Yale physicists have created something similar to a Moebius strip of moving energy between two vibrating objects, opening the door to novel forms of control over waves in acoustics, laser optics, and quantum mechanics.
The discovery also demonstrates that a century-old physics theorem offers much greater freedom than had long been believed. The findings are published online July 25 in the journal Nature.
Yale’s experiment is deceptively simple in concept. The researchers set up a pair of connected, vibrating springs and studied the acoustic waves that traveled between them as they manipulated the shape of the springs. Vibrations—as well as other types of energy waves—are able to move, or oscillate, at different frequencies. In this instance, the springs vibrate at frequencies that merge, similar to a Moebius strip that folds in on itself.

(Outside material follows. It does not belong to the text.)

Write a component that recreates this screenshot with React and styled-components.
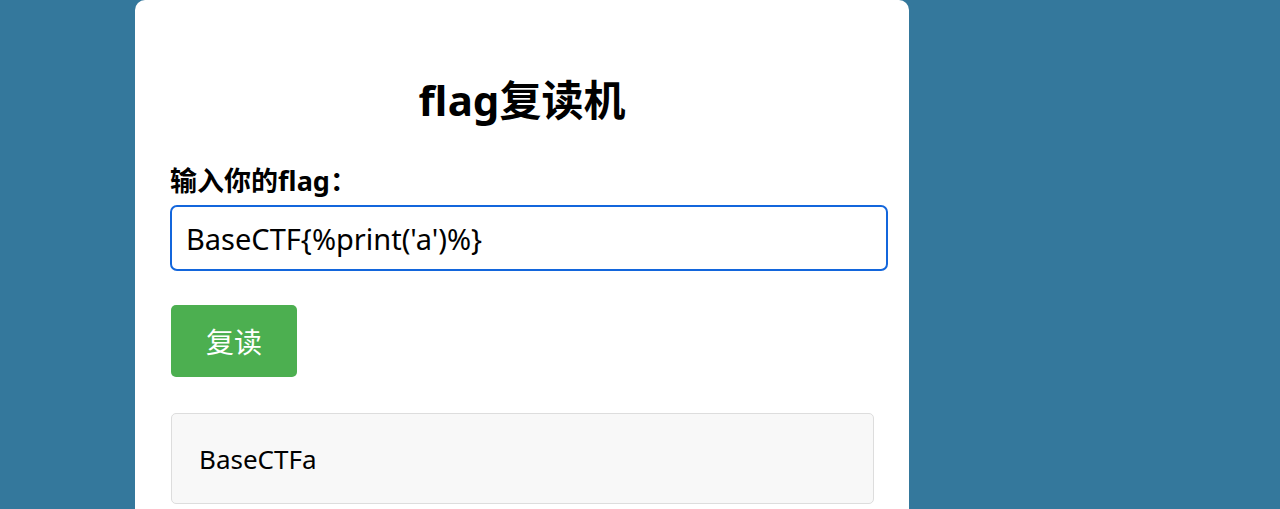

The precise spot where the vibrations merge is called an “exceptional point.”
“It’s like a guitar string,” said Jack Harris, a Yale associate professor of physics and applied physics, and the study’s principal investigator. “When you pluck it, it may vibrate in the horizontal plane or the vertical plane. As it vibrates, we turn the tuning peg in a way that reliably converts the horizontal motion into vertical motion, regardless of the details of how the peg is turned.”
Unlike a guitar, however, the experiment required an intricate laser system to precisely control the vibrations, and a cryogenic refrigeration chamber in which the vibrations could be isolated from any unwanted disturbance.
The Yale experiment is significant for two reasons, the researchers said. First, it suggests a very dependable way to control wave signals. Second, it demonstrates an important—and surprising—extension to a long-established theorem of physics, the adiabatic theorem.
The adiabatic theorem says that waves will readily adapt to changing conditions if those changes take place slowly. As a result, if the conditions are gradually returned to their initial configuration, any waves in the system should likewise return to their initial state of vibration. In the Yale experiment, this does not happen; in fact, the waves can be manipulated into a new state.
“This is a very robust and general way to control waves and vibrations that was predicted theoretically in the last decade, but which had never been demonstrated before,” Harris said. “We’ve only scratched the surface here.”
In the same edition of Nature, a team from the Vienna University of Technology also presented research on a system for wave control via exceptional points.